The performance difference between the two stack types was most pronounced as the free-layer thickness decreased:

• Sheet Conductance: Ti/Cu/SV samples showed up to 2x higher sheet conductance than Ti/SV, attributed to larger grain sizes and sharper interfaces reducing electron scattering.
• GMR Ratios:
  • At 5.5 nm free layer: Ti/Cu/SV achieved $\approx 8\%$ GMR vs. $\approx 4\%$ for Ti/SV.
  • At 1.5 nm free layer (Critical Region):
    • Ti/SV: GMR collapsed to $\approx 1\%$.
    • Ti/Cu/SV: GMR remained robust at $\approx 6\%$.
  • General Trend: For free layers between 1.3 nm and 2 nm, the Cu-seeded samples maintained GMR ratios of 5–7%, whereas the Ti-seeded samples showed vanishing GMR ($<2\%$).
• Magnetic Stability: The Ti/SV samples exhibited weak exchange bias, causing the fixed layer to flip easily under modest fields. The Ti/Cu/SV samples maintained stable pinned layers with high saturation magnetization, confirming the preservation of the active ferromagnetic volume.

5. Significance

• Enabling SOT Devices: This work provides a scalable pathway to engineer high-signal GMR readout for SOT-based digital memories and neuromorphic computers.
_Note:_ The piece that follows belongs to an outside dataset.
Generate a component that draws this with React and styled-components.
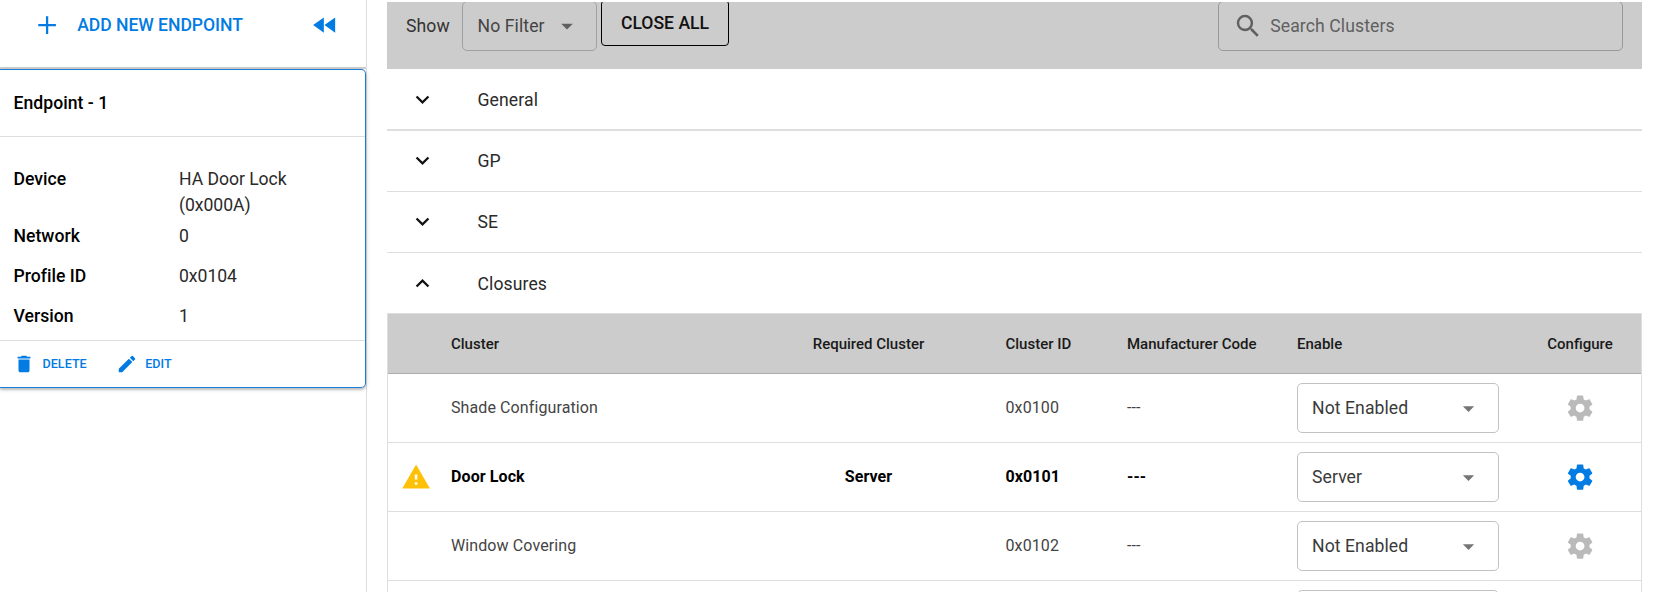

It resolves the trade-off between needing a thin free layer for torque efficiency and a thick seed layer for signal quality.
• Material Efficiency: It proves that a continuous Cu seed layer is not strictly necessary; a discontinuous or ultra-thin (1 nm) layer is sufficient to template high-quality growth, minimizing current shunting.
• Future Applications: The findings suggest that similar seed-layering strategies could be applied to other FCC alloys (e.g., CoFe, NiFe) and perpendicular magnetic anisotropy multilayers, potentially pushing GMR ratios in ultrathin devices above 10% with further optimization.

In conclusion, the addition of a 1-nm Cu seed layer acts as a critical structural template that sharpens interfaces and enhances crystallinity, enabling high-performance GMR readout in spin valves with sub-2-nm free layers, a prerequisite for next-generation spintronic technologies.